With painting there is an obligation to stand still, rooted to the spot. The viewer’s eyes, and sometimes the head, will move as the gaze surveys and wanders. Abstract (visual) space will take the viewer in to its implied space, with the flat canvas surface as counterpoint. Wragg’s paintings, typified by his signature gestural calligraphy, instinctive and freeform colour combinations, and (almost) dangerously undone configurations of marks and shapes, are always expressively lyrical. The kinetic features are in the painting’s virtual space. The viewer is a little more physically passive.

‘PL5’, exhibited downstairs and ‘OTBDG, 2, Yellow’, shown upstairs, are two works of Wragg’s that could be juxtaposed with the sculptures as there seemed to enough air around the gestural configurations to describe forms in space. Behind and within a freeform dance of linear gestures, Wragg creates a sense of shallow space. But in each work various colour patches, splatters and gestural swirls sit on the surface of the visual field to deny the illusion of concrete, representational form.

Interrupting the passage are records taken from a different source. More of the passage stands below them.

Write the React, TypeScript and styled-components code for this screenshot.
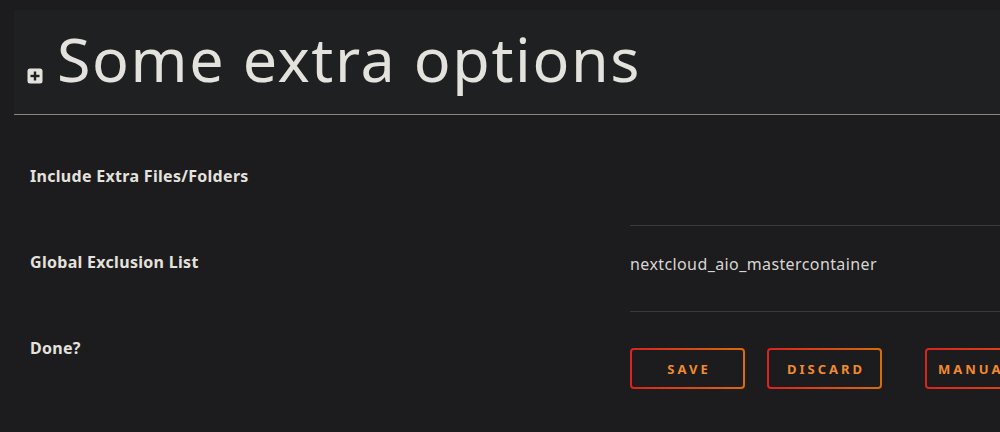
import React from "react";
import styled, { createGlobalStyle } from "styled-components";

const Global = createGlobalStyle`
  html, body { margin: 0; padding: 0; background: #1c1b1d; }
  body { font-family: "Noto Sans", "Open Sans", sans-serif; color: #e4e2dd; }
`;

const Page = styled.div`
  width: 1000px;
  height: 432px;
  overflow: hidden;
  padding-top: 10px;
  box-sizing: border-box;
  background: #1c1b1d;
`;

const TitleBar = styled.div`
  margin-left: 14px;
  height: 105px;
  background: #1f2022;
  border-bottom: 1px solid #8a8676;
  display: flex;
  align-items: flex-end;
  padding-left: 13px;
  padding-bottom: 24px;
  box-sizing: border-box;
`;

const Title = styled.h1`
  margin: 0 0 0 14px;
  font-family: "Noto Sans", sans-serif;
  font-weight: 400;
  font-size: 61px;
  line-height: 62px;
  letter-spacing: 1.6px;
  color: #e4e2dd;
  white-space: nowrap;
`;

const PlusIcon = styled.svg`
  width: 16px;
  height: 16px;
  flex: none;
  margin-bottom: 6px;
`;

const Rows = styled.div`
  margin-top: 25px;
`;

const Row = styled.div`
  display: grid;
  grid-template-columns: 600px 1fr;
  padding-left: 30px;
  height: 86px;
`;

const Label = styled.div`
  font-family: "Noto Sans", sans-serif;
  font-weight: 700;
  font-size: 16px;
  letter-spacing: 0.3px;
  line-height: 20px;
  padding-top: 26px;
  color: #e4e2dd;
`;

const Field = styled.div`
  border-bottom: 1px solid #3a3a3c;
  height: 86px;
  box-sizing: border-box;
  padding-top: 28px;
  font-family: "Noto Sans", sans-serif;
  font-size: 16px;
  letter-spacing: 0.4px;
  line-height: 20px;
  color: #d8d6d2;
`;

const Buttons = styled.div`
  display: flex;
  padding-top: 36px;
  white-space: nowrap;
`;

const Button = styled.button<{ $gap: number }>`
  flex: none;
  min-width: 115px;
  height: 41px;
  margin-right: ${(p) => p.$gap}px;
  border: 2px solid transparent;
  border-radius: 4px;
  background: linear-gradient(#1c1b1d, #1c1b1d) padding-box,
    linear-gradient(90deg, #d9231f 0%, #d86c0c 100%) border-box;
  color: #f28a30;
  font-family: "Noto Sans", sans-serif;
  font-weight: 700;
  font-size: 13px;
  letter-spacing: 3px;
  text-transform: uppercase;
  padding: 0 8px 0 11px;
  cursor: pointer;
`;

export default function App() {
  return (
    <Page>
      <Global />
      <TitleBar>
        <PlusIcon viewBox="0 0 16 16">
          <rect x="0.5" y="0.5" width="15" height="15" rx="2.5" fill="#e4e2dd" />
          <rect x="3.5" y="6.8" width="9" height="2.4" fill="#1f2022" />
          <rect x="6.8" y="3.5" width="2.4" height="9" fill="#1f2022" />
        </PlusIcon>
        <Title>Some extra options</Title>
      </TitleBar>
      <Rows>
        <Row>
          <Label>Include Extra Files/Folders</Label>
          <Field />
        </Row>
        <Row>
          <Label>Global Exclusion List</Label>
          <Field>nextcloud_aio_mastercontainer</Field>
        </Row>
        <Row>
          <Label>Done?</Label>
          <Buttons>
            <Button $gap={22}>Save</Button>
            <Button $gap={43}>Discard</Button>
            <Button $gap={0}>Manual Backup</Button>
          </Buttons>
        </Row>
      </Rows>
    </Page>
  );
}
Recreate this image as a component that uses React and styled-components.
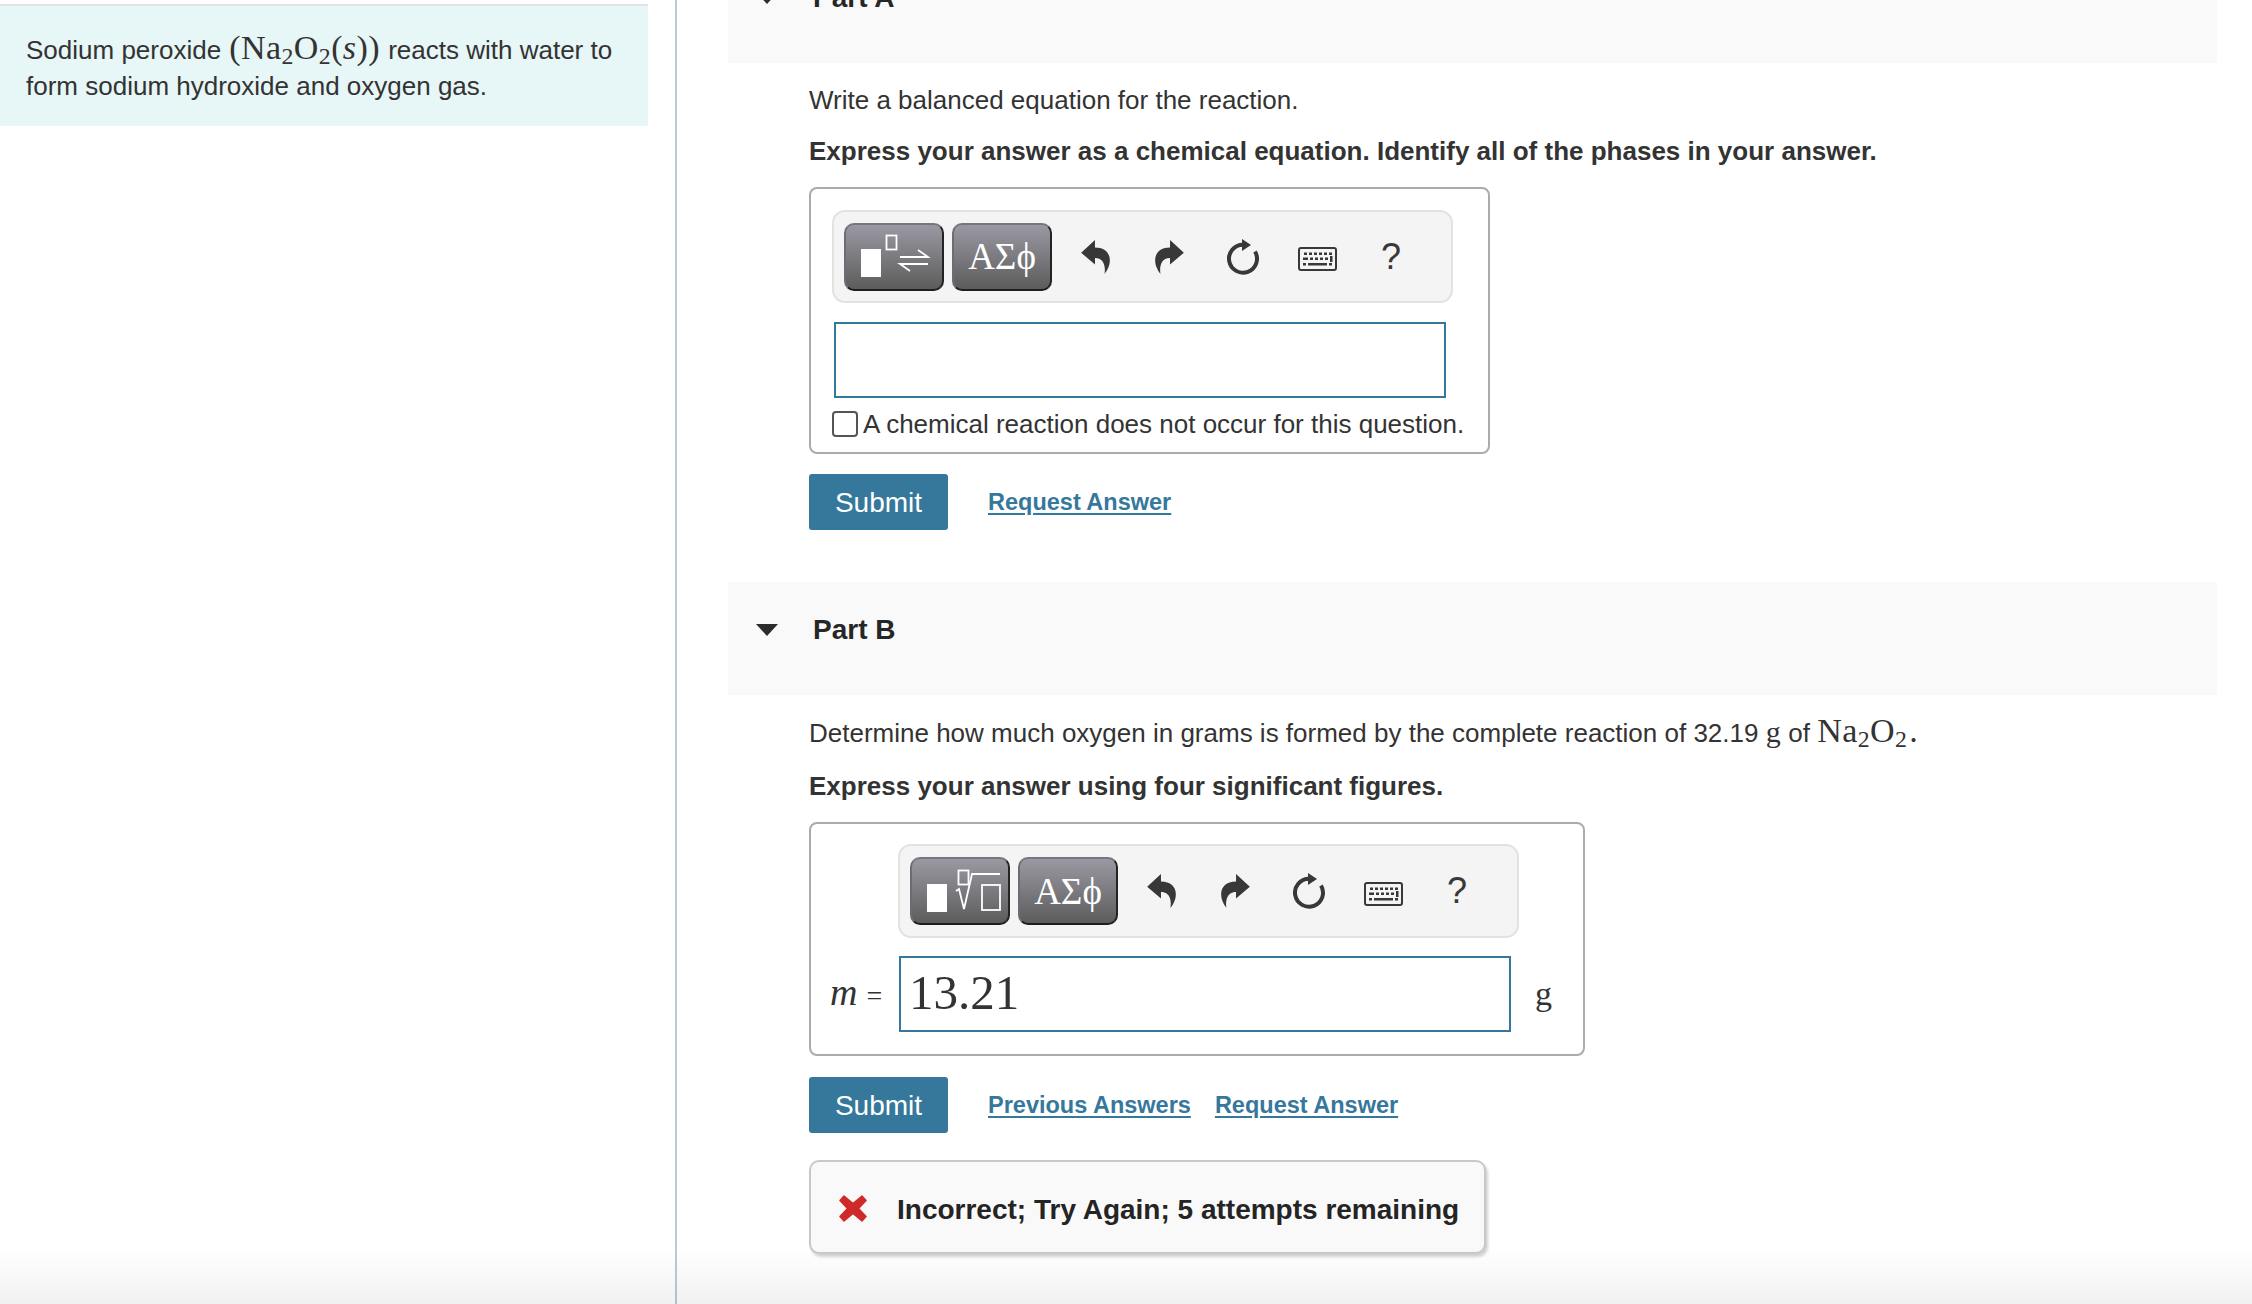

I suspect that, by convention, the viewer does not look at abstract sculptures in quite the same way as abstract painting because expectations are different. Paintings suggest physical, geographical distances and ‘otherness’. Because of illusionistic functioning (‘picturing’) and inherent subject matter (“what/where is it?”), painting is somehow conjured from virtual realities. But sculptures are more overtly, formally, here and now – occupying the viewer’s own physical space. Does the viewer meet a sculpture – and observe a painting? Whatever conclusions can be made, Transformations poses questions that do not have to be answered with certainty, just as abstraction is far from over as a major genre in contemporary art.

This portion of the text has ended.